Особенностью представляется то, что пространство Дома (по крайней мере в периоды его относительной устойчивости) может «изгонять» героев, которые являются «чужими» или так и не стали ему «своими», и, напротив, «принимать» «чужих» героев, оказавшихся по духу «своими». В первом случае речь идет о Тальберге, муже Елены Турбиной, в спешке бежавшем за границу: И что это за человек? Чего же это такого нет главного, без чего пуста моя пуша? — Знаю я, знаю, — сама сказала себе Елена, — уважения нет. Знаешь, Сережа, нет у меня к тебе уважения <...> [144]; — Мерзавец он. Больше ничего! — сам себе сказал Турбин <...>. Если уж не выгнал его, то, по крайней мере, нужно было молча уйти. <...> О, чертова кукла, лишенная малейшего понятия о чести! Все, что ни говорит, говорит как бесструнная балалайка, и это офицер русской военной академии. Это лучшее, что должно было быть в России... [145].
Во втором случае речь шла об образе Лариосика, Иллариона Ларионовича Суржанского из Житомира, неумелого и нескладного, но благосклонно принятого Домом: «Он, пожалуй, не такой балбес, как я первоначально подумала», — подумала она [Елена], — вежлив и добросовестен, только чудак какой-то <...> [256]; <...> после катастрофы, потрясшей Лариосикову нежную душу в Житомире, после страшного одиннадцатидневного путешествия в санитарном поезде и сильных ощущений Лариосику чрезвычайно понравилось в жилище у Турбиных.
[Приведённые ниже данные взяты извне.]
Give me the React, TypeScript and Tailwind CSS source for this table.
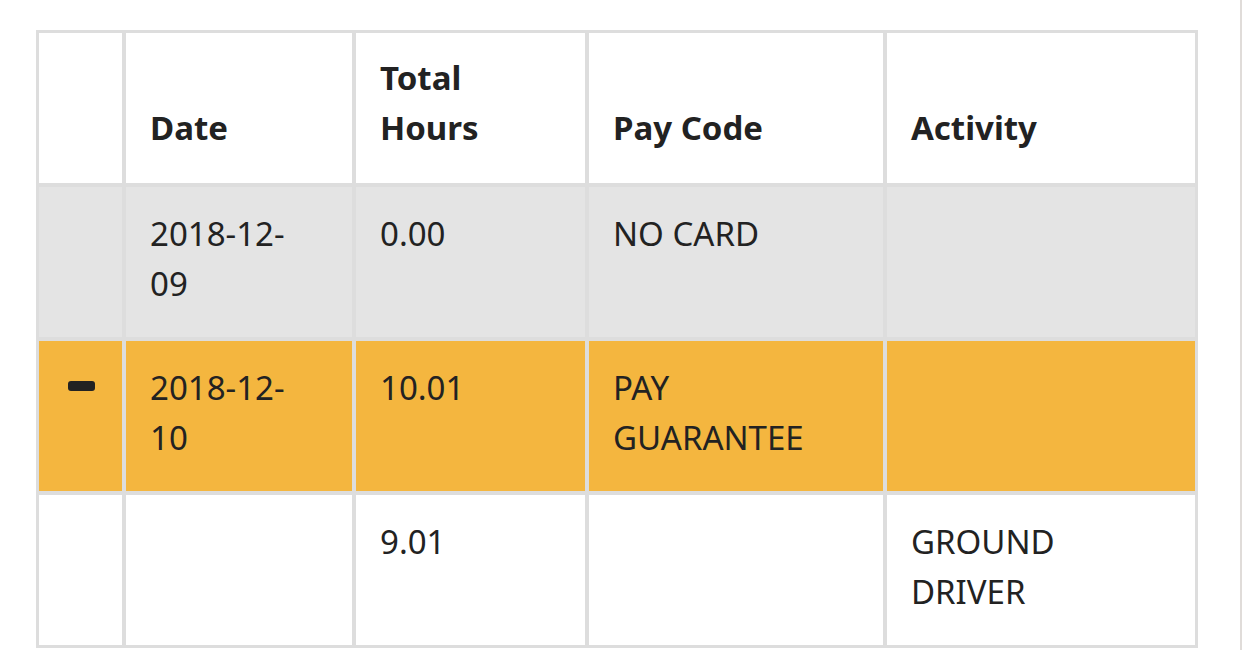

Чем именно — Лариосик пока не мог бы этого объяснить, потому что и сам себе этого не уяснил точно [259]; Лариосик объяснил, что он Ларион Ларионович, но что ему так симпатично все общество, которое даже не общество, а дружная семья, что он очень желал бы, чтобы его называли по имени, «Ларион», без отчества... [283—284]. Лариосик ментально близок Турбиным, ему становится близким и физическое пространство Дома: Турбин рад был одиночеству у окна и глядел... <...> Лариосик очень симпатичный. Он не мешает семье, нет, скорее нужен. Надо его поблагодарить за уход... <...> [335].
Таким образом, Дом у Булгакова выступает «средоточием духовности, находящей выражение в богатстве внутренней культуры, творчестве и любви» [Лотман 1996, 271].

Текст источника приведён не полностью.